__DESCRIPTION OF THE TASK__.
Quote the data below in full, minus the images.

__SUPPLIED DATA__.
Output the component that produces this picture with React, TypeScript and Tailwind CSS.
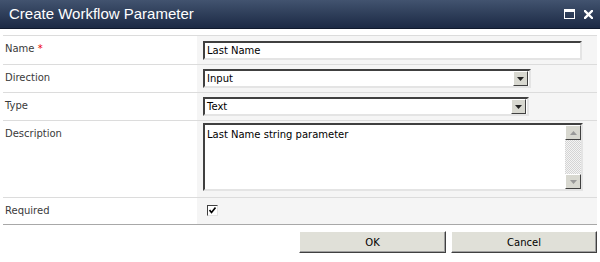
import type { ReactNode } from 'react';

const FONT = { fontFamily: '"DejaVu Sans", Verdana, sans-serif' };

function Row({ label, children, h, last }: { label: ReactNode; children: ReactNode; h: string; last?: boolean }) {
  return (
    <div className={`flex border-t ${last ? 'border-b border-b-[#a8a8a8]' : ''} border-t-[#dcdcdc] ${h}`}>
      <div className="w-[194px] shrink-0 pl-[2px] pt-[5px] text-[10px] text-[#3a3a3a]">{label}</div>
      <div className="flex-1 bg-[#f5f5f5] pl-[6px]">{children}</div>
    </div>
  );
}

function DropArrow() {
  return (
    <div className="flex h-[15px] w-[15px] items-center justify-center border border-t-white border-l-white border-r-[#404040] border-b-[#404040] bg-[#d8d8d0]">
      <svg width="7" height="4" viewBox="0 0 7 4"><path d="M0 0h7L3.5 4z" fill="#222" /></svg>
    </div>
  );
}

function Select({ value, w }: { value: string; w: string }) {
  return (
    <div className={`mt-[4px] flex h-[19px] ${w} items-center border-2 border-t-[#404040] border-l-[#404040] border-r-[#e4e4e4] border-b-[#e4e4e4] bg-white pl-[2px] pr-[1px] text-[10px] text-black`}>
      <span className="flex-1">{value}</span>
      <DropArrow />
    </div>
  );
}

export default function App() {
  return (
    <div className="h-[262px] w-[600px] overflow-hidden bg-white" style={FONT}>
      {/* title bar */}
      <div className="flex h-[29px] items-center border-b border-b-[#101a2e] bg-gradient-to-b from-[#42536f] to-[#1c2a45] pl-[9px] pr-[6px]">
        <span className="flex-1 text-[15px] text-white" style={{ fontFamily: '"Liberation Sans", Arial, sans-serif' }}>
          Create Workflow Parameter
        </span>
        <svg width="11" height="10" viewBox="0 0 11 10" className="mr-[9px]">
          <rect x="0.5" y="0.5" width="10" height="9" fill="none" stroke="#fff" />
          <rect x="0" y="0" width="11" height="3" fill="#fff" />
        </svg>
        <svg width="9" height="9" viewBox="0 0 9 9" className="mr-[1px]">
          <path d="M1 1l7 7M8 1L1 8" stroke="#fff" strokeWidth="2.4" strokeLinecap="square" />
        </svg>
      </div>

      <div className="mx-[3px] mt-[6px]">
        <Row label={<>Name <span className="text-[#e00]">*</span></>} h="h-[29px]">
          <div className="mt-[5px] flex h-[19px] w-[379px] items-center border-2 border-t-[#404040] border-l-[#404040] border-r-[#e4e4e4] border-b-[#e4e4e4] bg-white pl-[2px] text-[10px] text-black">
            Last Name
          </div>
        </Row>
        <Row label="Direction" h="h-[28px]">
          <Select value="Input" w="w-[328px]" />
        </Row>
        <Row label="Type" h="h-[28px]">
          <Select value="Text" w="w-[326px]" />
        </Row>
        <Row label="Description" h="h-[77px]">
          <div className="mt-[2px] flex h-[68px] w-[380px] border-2 border-t-[#404040] border-l-[#404040] border-r-[#e4e4e4] border-b-[#e4e4e4] bg-white text-[10px] text-black">
            <div className="flex-1 pl-[2px] pt-[2px]">Last Name string parameter</div>
            <div className="flex w-[16px] flex-col">
              <div className="flex h-[15px] items-center justify-center border border-t-white border-l-white border-r-[#404040] border-b-[#404040] bg-[#d8d8d0]">
                <svg width="7" height="4" viewBox="0 0 7 4"><path d="M0 4h7L3.5 0z" fill="#999" /></svg>
              </div>
              <div className="flex-1 bg-[repeating-conic-gradient(#d4d4d4_0_25%,#f4f4f4_0_50%)] bg-[length:2px_2px]" />
              <div className="flex h-[15px] items-center justify-center border border-t-white border-l-white border-r-[#404040] border-b-[#404040] bg-[#d8d8d0]">
                <svg width="7" height="4" viewBox="0 0 7 4"><path d="M0 0h7L3.5 4z" fill="#999" /></svg>
              </div>
            </div>
          </div>
        </Row>
        <Row label="Required" h="h-[28px]" last>
          <div className="ml-[4px] mt-[7px] flex h-[11px] w-[11px] items-center justify-center border border-t-[#404040] border-l-[#404040] border-r-[#e4e4e4] border-b-[#e4e4e4] bg-white">
            <svg width="7" height="7" viewBox="0 0 7 7"><path d="M0.5 3l2 2.5L6.5 0.5" fill="none" stroke="#000" strokeWidth="1.6" /></svg>
          </div>
        </Row>

        <div className="mt-[6px] flex justify-end gap-[5px]">
          <button className="h-[22px] w-[147px] border border-t-white border-l-white border-r-[#404040] border-b-[#404040] bg-[#e0e0d8] text-[10px] text-black shadow-[inset_-1px_-1px_0_#a0a0a0]">
            OK
          </button>
          <button className="h-[22px] w-[146px] border border-t-white border-l-white border-r-[#404040] border-b-[#404040] bg-[#e0e0d8] text-[10px] text-black shadow-[inset_-1px_-1px_0_#a0a0a0]">
            Cancel
          </button>
        </div>
      </div>
    </div>
  );
}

__FULL RESPONSE__.
Output the component that produces this picture with React, TypeScript and Tailwind CSS.
import type { ReactNode } from 'react';

const FONT = { fontFamily: '"DejaVu Sans", Verdana, sans-serif' };

function Row({ label, children, h, last }: { label: ReactNode; children: ReactNode; h: string; last?: boolean }) {
  return (
    <div className={`flex border-t ${last ? 'border-b border-b-[#a8a8a8]' : ''} border-t-[#dcdcdc] ${h}`}>
      <div className="w-[194px] shrink-0 pl-[2px] pt-[5px] text-[10px] text-[#3a3a3a]">{label}</div>
      <div className="flex-1 bg-[#f5f5f5] pl-[6px]">{children}</div>
    </div>
  );
}

function DropArrow() {
  return (
    <div className="flex h-[15px] w-[15px] items-center justify-center border border-t-white border-l-white border-r-[#404040] border-b-[#404040] bg-[#d8d8d0]">
      <svg width="7" height="4" viewBox="0 0 7 4"><path d="M0 0h7L3.5 4z" fill="#222" /></svg>
    </div>
  );
}

function Select({ value, w }: { value: string; w: string }) {
  return (
    <div className={`mt-[4px] flex h-[19px] ${w} items-center border-2 border-t-[#404040] border-l-[#404040] border-r-[#e4e4e4] border-b-[#e4e4e4] bg-white pl-[2px] pr-[1px] text-[10px] text-black`}>
      <span className="flex-1">{value}</span>
      <DropArrow />
    </div>
  );
}

export default function App() {
  return (
    <div className="h-[262px] w-[600px] overflow-hidden bg-white" style={FONT}>
      {/* title bar */}
      <div className="flex h-[29px] items-center border-b border-b-[#101a2e] bg-gradient-to-b from-[#42536f] to-[#1c2a45] pl-[9px] pr-[6px]">
        <span className="flex-1 text-[15px] text-white" style={{ fontFamily: '"Liberation Sans", Arial, sans-serif' }}>
          Create Workflow Parameter
        </span>
        <svg width="11" height="10" viewBox="0 0 11 10" className="mr-[9px]">
          <rect x="0.5" y="0.5" width="10" height="9" fill="none" stroke="#fff" />
          <rect x="0" y="0" width="11" height="3" fill="#fff" />
        </svg>
        <svg width="9" height="9" viewBox="0 0 9 9" className="mr-[1px]">
          <path d="M1 1l7 7M8 1L1 8" stroke="#fff" strokeWidth="2.4" strokeLinecap="square" />
        </svg>
      </div>

      <div className="mx-[3px] mt-[6px]">
        <Row label={<>Name <span className="text-[#e00]">*</span></>} h="h-[29px]">
          <div className="mt-[5px] flex h-[19px] w-[379px] items-center border-2 border-t-[#404040] border-l-[#404040] border-r-[#e4e4e4] border-b-[#e4e4e4] bg-white pl-[2px] text-[10px] text-black">
            Last Name
          </div>
        </Row>
        <Row label="Direction" h="h-[28px]">
          <Select value="Input" w="w-[328px]" />
        </Row>
        <Row label="Type" h="h-[28px]">
          <Select value="Text" w="w-[326px]" />
        </Row>
        <Row label="Description" h="h-[77px]">
          <div className="mt-[2px] flex h-[68px] w-[380px] border-2 border-t-[#404040] border-l-[#404040] border-r-[#e4e4e4] border-b-[#e4e4e4] bg-white text-[10px] text-black">
            <div className="flex-1 pl-[2px] pt-[2px]">Last Name string parameter</div>
            <div className="flex w-[16px] flex-col">
              <div className="flex h-[15px] items-center justify-center border border-t-white border-l-white border-r-[#404040] border-b-[#404040] bg-[#d8d8d0]">
                <svg width="7" height="4" viewBox="0 0 7 4"><path d="M0 4h7L3.5 0z" fill="#999" /></svg>
              </div>
              <div className="flex-1 bg-[repeating-conic-gradient(#d4d4d4_0_25%,#f4f4f4_0_50%)] bg-[length:2px_2px]" />
              <div className="flex h-[15px] items-center justify-center border border-t-white border-l-white border-r-[#404040] border-b-[#404040] bg-[#d8d8d0]">
                <svg width="7" height="4" viewBox="0 0 7 4"><path d="M0 0h7L3.5 4z" fill="#999" /></svg>
              </div>
            </div>
          </div>
        </Row>
        <Row label="Required" h="h-[28px]" last>
          <div className="ml-[4px] mt-[7px] flex h-[11px] w-[11px] items-center justify-center border border-t-[#404040] border-l-[#404040] border-r-[#e4e4e4] border-b-[#e4e4e4] bg-white">
            <svg width="7" height="7" viewBox="0 0 7 7"><path d="M0.5 3l2 2.5L6.5 0.5" fill="none" stroke="#000" strokeWidth="1.6" /></svg>
          </div>
        </Row>

        <div className="mt-[6px] flex justify-end gap-[5px]">
          <button className="h-[22px] w-[147px] border border-t-white border-l-white border-r-[#404040] border-b-[#404040] bg-[#e0e0d8] text-[10px] text-black shadow-[inset_-1px_-1px_0_#a0a0a0]">
            OK
          </button>
          <button className="h-[22px] w-[146px] border border-t-white border-l-white border-r-[#404040] border-b-[#404040] bg-[#e0e0d8] text-[10px] text-black shadow-[inset_-1px_-1px_0_#a0a0a0]">
            Cancel
          </button>
        </div>
      </div>
    </div>
  );
}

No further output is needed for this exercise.